На следующий день Флаке и Диана встречаются с прорабом. Продемонстрировав сметы и уже настроившись на витьё верёвок из находящихся в практически безвыходном положении из-за поджимающих сроков заказчиков, очень скоро деловой мужичок сбавляет обороты, осознав, что с господином Лоренцом фокусы с накруткой коэффициентов не пройдут. Лоренц с занудной доскональностью изучает каждый пункт сметы, самостоятельно осуществляет расчёты и крайне требовательно формулирует условия назревающего контракта. Боясь упустить заказчика накануне долгих праздников, когда всем, а рабочему люду в особенности, денежки ой как нужны, прораб, чуть побухтев и помявшись, соглашается на выставленные условия несмотря на то, что итоговая сумма сметы оказалась раза в полтора меньше изначальной. Завершив переговоры, исполнитель отправляется в офис нотариуса, где для юридического заключения сделки, его уже ждут Ольга и Стас. Флаке и Диана остаются на объекте, молча разглядывая нелепое монументальное строение, которое им приходится видеть в его нынешнем состоянии, пожалуй, в последний раз.
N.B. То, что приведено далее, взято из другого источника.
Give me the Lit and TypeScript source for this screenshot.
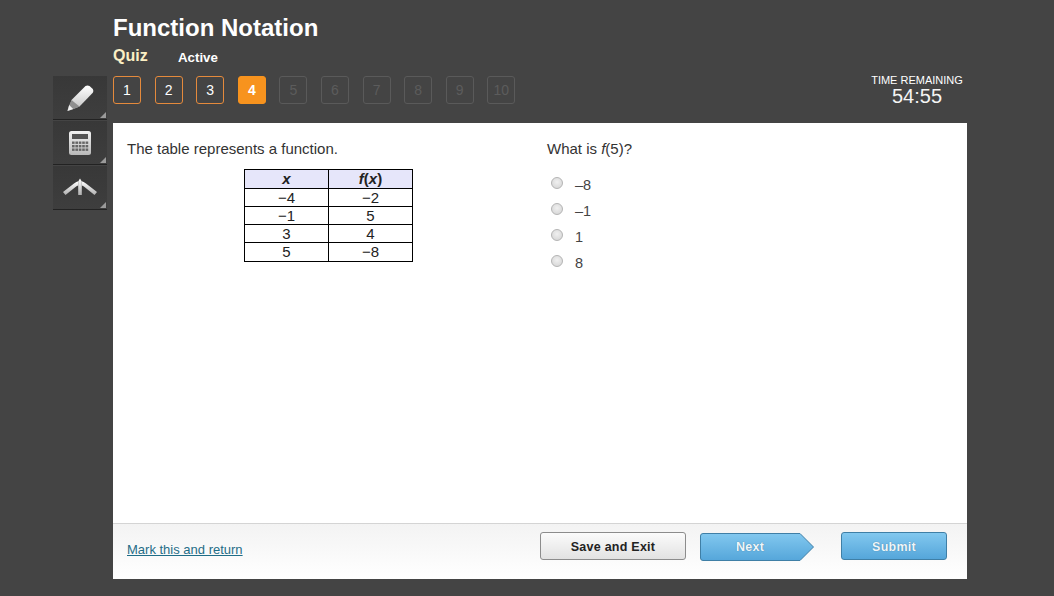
import { LitElement, html, css, svg } from "lit";
import { customElement } from "lit/decorators.js";

const STEPS = [1, 2, 3, 4, 5, 6, 7, 8, 9, 10];
const OPTIONS = ["–8", "–1", "1", "8"];
const ROWS = [["−4", "−2"], ["−1", "5"], ["3", "4"], ["5", "−8"]];

const pencil = svg`<svg width="30" height="28" viewBox="0 0 30 28">
  <defs><linearGradient id="g1" x1="0" y1="0" x2="0" y2="1"><stop offset="0" stop-color="#fff"/><stop offset="1" stop-color="#c4c4c4"/></linearGradient></defs>
  <path d="M20.5 2 Q22.5 .8 24.5 2 L27.8 5 Q29 7 27.8 8.8 L14.5 22.5 L8 25 L5 21.5 L6.5 16 Z" fill="url(#g1)"/>
  <path d="M6.5 16 L14.5 22.5 L7.5 25.5 L2.5 27 L3.8 22 Z" fill="#8f8f8f"/>
  <path d="M4.2 21 L8.2 25 L2.5 27 Z" fill="#efefef"/>
</svg>`;

const calc = svg`<svg width="24" height="26" viewBox="0 0 24 26">
  <defs><linearGradient id="g2" x1="0" y1="0" x2="0" y2="1"><stop offset="0" stop-color="#f4f4f4"/><stop offset="1" stop-color="#b8b8b8"/></linearGradient></defs>
  <rect x="1" y="1" width="22" height="24" rx="2.5" fill="url(#g2)"/>
  <rect x="4" y="4" width="16" height="5" fill="#555"/>
  ${[11.5, 15, 18.5].flatMap((y) => [4, 7.4, 10.8, 14.2, 17.6].map((x) => svg`<rect x=${x} y=${y} width="2.6" height="2.4" fill="#666"/>`))}
</svg>`;

const ref = svg`<svg width="36" height="20" viewBox="0 0 36 20">
  <defs><linearGradient id="g4" x1="0" y1="0" x2="0" y2="1"><stop offset="0" stop-color="#ffffff"/><stop offset="1" stop-color="#b0b0b0"/></linearGradient></defs>
  <path d="M1 14 L12 5.5 Q14.5 3.6 16.2 3.2 L16.2 7.4 Q15 7.8 13.5 9 L3.5 17 Z" fill="url(#g4)"/>
  <path d="M35 14 L24 5.5 Q21.5 3.6 19.8 3.2 L19.8 7.4 Q21 7.8 22.5 9 L32.5 17 Z" fill="url(#g4)"/>
  <path d="M18 .5 L19.8 3.5 L19.8 17 L16.2 17 L16.2 3.5 Z" fill="url(#g4)"/>
</svg>`;

@customElement("app-root")
export class AppRoot extends LitElement {
  static styles = css`
    :host {
      display: block;
      height: 596px;
      background: #444444;
      font-family: "Liberation Sans", Arial, sans-serif;
      overflow: hidden;
    }
    .page {
      display: grid;
      grid-template-columns: 54px 854px;
      grid-template-rows: 76px 47px 456px;
      column-gap: 6px;
      margin-left: 53px;
      width: 914px;
    }
    .head { grid-column: 2; grid-row: 1; }
    h1 {
      margin: 0;
      padding-top: 12px;
      font-size: 24px;
      line-height: 31px;
      font-weight: bold;
      color: #fff;
    }
    .sub {
      display: flex;
      align-items: flex-start;
      margin-top: 3px;
      font-weight: bold;
    }
    .kind { width: 65px; font-size: 16px; line-height: 20px; color: #fbefc4; }
    .state { padding-top: 2px; font-size: 13.3px; line-height: 20px; color: #fff; }

    .tools { grid-column: 1; grid-row: 2 / 4; display: flex; flex-direction: column; align-self: start; }
    .tool {
      position: relative;
      display: flex;
      align-items: center;
      justify-content: center;
      height: 44px;
      box-sizing: border-box;
      background: linear-gradient(#383838, #3e3e3e);
      border-bottom: 1px solid #222;
      margin-bottom: 1px;
    }
    .tool::after {
      content: "";
      position: absolute;
      right: 1px;
      bottom: 1px;
      border-style: solid;
      border-width: 0 0 6px 6px;
      border-color: transparent transparent #9a9a9a transparent;
    }

    .bar { grid-column: 2; grid-row: 2; display: flex; justify-content: space-between; }
    .nav { display: flex; gap: 13.6px; align-items: flex-start; }
    .step {
      width: 28px;
      height: 28px;
      box-sizing: border-box;
      display: flex;
      align-items: center;
      justify-content: center;
      border: 1px solid #e58a3c;
      border-radius: 3px;
      background: #444;
      color: #fff;
      font-size: 14px;
    }
    .step.current { background: #f7931e; border-color: #f7931e; font-weight: bold; }
    .step.locked { border-color: #5a5a5a; color: #5c5c5c; }
    .timer { width: 92px; margin-right: 4px; color: #fff; text-align: center; font-size: 11px; line-height: 12px; }
    .timer b { display: block; font-weight: normal; font-size: 20px; line-height: 21px; color: #f4f4f4; }
    .timer span { display: block; margin-top: -2px; white-space: nowrap; }

    .main { grid-column: 2; grid-row: 3; display: flex; flex-direction: column; background: #fff; }
    .content { flex: 1; display: grid; grid-template-columns: 420px 1fr; padding: 18px 14px 0; color: #333; font-size: 15px; line-height: 16px; }
    .content p { margin: 0; }
    table {
      margin: 12px 0 0 117px;
      border-collapse: collapse;
      width: 169px;
      color: #222;
      font-size: 15px;
      text-align: center;
    }
    td, th { width: 84px; padding: 0; height: 17px; line-height: 16px; border: 1px solid #000; }
    th { background: #e6e6fa; height: 18px; font-weight: bold; }
    tr:last-child td { height: 18px; }
    .options { margin-top: 18px; display: flex; flex-direction: column; gap: 8px; }
    .opt { display: flex; align-items: center; height: 18px; padding-left: 4px; gap: 12px; color: #444; font-size: 14.5px; }
    .radio {
      width: 12px;
      height: 12px;
      margin-top: -2px;
      border-radius: 50%;
      border: 1px solid #b4b4b4;
      box-sizing: border-box;
      background: radial-gradient(circle at 50% 40%, #f0f0f0, #d2d2d2);
    }
    .opt span:last-child { padding-top: 2px; }
    .footer {
      height: 56px;
      box-sizing: border-box;
      border-top: 1px solid #d4d4d4;
      background: linear-gradient(#f3f3f3, #fff);
      display: flex;
      align-items: flex-start;
      padding: 8px 20px 0 14px;
    }
    .link { margin-top: 10px; color: #1f6d87; font-size: 13px; line-height: 16px; text-decoration: underline; flex: 1; }
    .btn {
      height: 28px;
      box-sizing: border-box;
      display: flex;
      align-items: center;
      justify-content: center;
      padding-top: 1px;
      border-radius: 3px;
      font-size: 12.5px;
      font-weight: bold;
      letter-spacing: 0.25px;
    }
    .save { width: 146px; border: 1px solid #8c8c8c; background: linear-gradient(#fbfbfb, #e2e2e2); color: #222; }
    .blue { color: #eef6fb; background: linear-gradient(#82c8ef, #55a6da); text-shadow: 0 0 1px #3a6f90; }
    .next-wrap { position: relative; width: 114px; height: 28px; margin: 1px 27px 0 14px; }
    .next-wrap svg { position: absolute; inset: 0; }
    .next { position: relative; width: 100px; background: none; padding-top: 0; }
    .submit { width: 106px; border: 1px solid #3f7fa6; }
  `;

  render() {
    return html`
      <div class="page">
        <div class="head">
          <h1>Function Notation</h1>
          <div class="sub"><span class="kind">Quiz</span><span class="state">Active</span></div>
        </div>
        <div class="tools">
          <div class="tool">${pencil}</div>
          <div class="tool">${calc}</div>
          <div class="tool">${ref}</div>
        </div>
        <div class="bar">
          <div class="nav">
            ${STEPS.map((n) => html`<div class="step ${n === 4 ? "current" : n > 4 ? "locked" : ""}">${n}</div>`)}
          </div>
          <div class="timer"><span>TIME REMAINING</span><b>54:55</b></div>
        </div>
        <div class="main">
          <div class="content">
            <div>
              <p>The table represents a function.</p>
              <table>
                <tr><th><i>x</i></th><th><i>f</i>(<i>x</i>)</th></tr>
                ${ROWS.map((r) => html`<tr><td>${r[0]}</td><td>${r[1]}</td></tr>`)}
              </table>
            </div>
            <div>
              <p>What is <i>f</i>(5)?</p>
              <div class="options">
                ${OPTIONS.map((o) => html`<div class="opt"><span class="radio"></span><span>${o}</span></div>`)}
              </div>
            </div>
          </div>
          <div class="footer">
            <span class="link">Mark this and return</span>
            <div class="btn save">Save and Exit</div>
            <div class="next-wrap">
              <svg width="114" height="28" viewBox="0 0 114 28">
                <defs><linearGradient id="g3" x1="0" y1="0" x2="0" y2="1"><stop offset="0" stop-color="#82c8ef"/><stop offset="1" stop-color="#55a6da"/></linearGradient></defs>
                <path d="M3 .5 H100 L113.5 14 L100 27.5 H3 Q.5 27.5 .5 25 V3 Q.5 .5 3 .5 Z" fill="url(#g3)" stroke="#3f7fa6"/>
              </svg>
              <div class="btn blue next">Next</div>
            </div>
            <div class="btn blue submit">Submit</div>
          </div>
        </div>
      </div>
    `;
  }
}
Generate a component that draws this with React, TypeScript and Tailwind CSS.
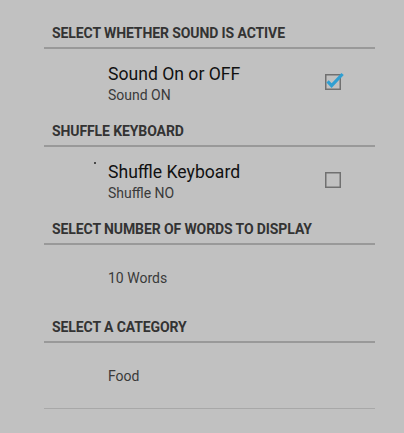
import React from "react";

type Pref =
  | { kind: "check"; header: string; title: string; summary: string; checked: boolean; dot?: boolean }
  | { kind: "list"; header: string; value: string };

const prefs: Pref[] = [
  { kind: "check", header: "Select whether sound is active", title: "Sound On or OFF", summary: "Sound ON", checked: true },
  { kind: "check", header: "Shuffle Keyboard", title: "Shuffle Keyboard", summary: "Shuffle NO", checked: false, dot: true },
  { kind: "list", header: "Select number of words to display", value: "10 Words" },
  { kind: "list", header: "Select a category", value: "Food" },
];

function CheckBox({ checked }: { checked: boolean }) {
  return (
    <svg width="16" height="16" viewBox="0 0 16 16" className="overflow-visible">
      <rect x="0.75" y="0.75" width="14.5" height="14.5" fill="none" stroke="#707070" strokeWidth="1.5" />
      {checked && (
        <path
          d="M2.6 7.4 L6.6 11.6 L17.6 0"
          fill="none"
          stroke="#2f9fd2"
          strokeWidth="3.2"
          strokeLinejoin="miter"
        />
      )}
    </svg>
  );
}

function Section({ pref }: { pref: Pref }) {
  return (
    <div>
      <div className="pt-[9px]">
        <div className="pl-[8px] text-[14px] leading-[16px] font-bold uppercase tracking-[-0.1px] text-[#333333]">
          {pref.header}
        </div>
        <div className="mt-[6px] h-[2px] bg-[#999999]" />
      </div>
      {pref.kind === "check" ? (
        <div className="flex h-[65px] items-stretch">
          <div className="w-[64px] shrink-0">
            {pref.dot && <div className="ml-[50px] mt-[15px] h-[2px] w-[2px] rounded-full bg-[#222222]" />}
          </div>
          <div className="flex-1 pt-[14px]">
            <div className="text-[17.6px] leading-[22px] text-[#111111]">{pref.title}</div>
            <div className="text-[14px] leading-[20px] text-[#3a3a3a]">{pref.summary}</div>
          </div>
          <div className="flex w-[50px] items-center">
            <CheckBox checked={pref.checked} />
          </div>
        </div>
      ) : (
        <div className="flex h-[65px] items-center pl-[64px]">
          <div className="text-[14px] leading-[20px] text-[#3a3a3a]">{pref.value}</div>
        </div>
      )}
    </div>
  );
}

export default function App() {
  return (
    <div
      className="h-[433px] w-[404px] overflow-hidden bg-[#c1c1c1] pt-[16px]"
      style={{ fontFamily: "Roboto, 'Liberation Sans', sans-serif" }}
    >
      <div className="ml-[44px] w-[331px]">
        {prefs.map((p) => (
          <Section key={p.header} pref={p} />
        ))}
        <div className="h-px bg-[#a8a8a8]" />
      </div>
    </div>
  );
}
Диана равнодушно всматривается в бетонные стены, это место ей не нравится, но, чтобы не обидеть начальника, она старается не выдавать своих чувств и лишь многозначно покачивает головой на вопрос Флаке: “Ну как тебе наша “Галактика?”. Сам Лоренц возбуждённо бродит туда-сюда, меряя пространство вокруг сооружения крупными шагами тощих длинных конечностей, его бледное лицо озарено нескрываемым, детским восхищением, он будто видит в этой уродливой постройке то, чего не видят в ней другие — подобный взгляд на всё подряд вообще ему свойственен. Сторонний наблюдатель, став свидетелем проявлений этого его живого энтузиазма, принял бы длинного за дурaчка, но Диана далека от того, чтобы одаривать господина Лоренца подобными характеристиками — она уже успела неплохо его узнать, настолько неплохо, чтобы быть уверенной: если он что-то задумал, то, во-первых, это сумасшедшая идея, а во-вторых, ей непременно суждено реализоваться. Дождавшись, когда Лоренц вдоволь набегается по периметру и немного успокоится, она решается завязать беседу, случая для которой, возможно, больше не представится.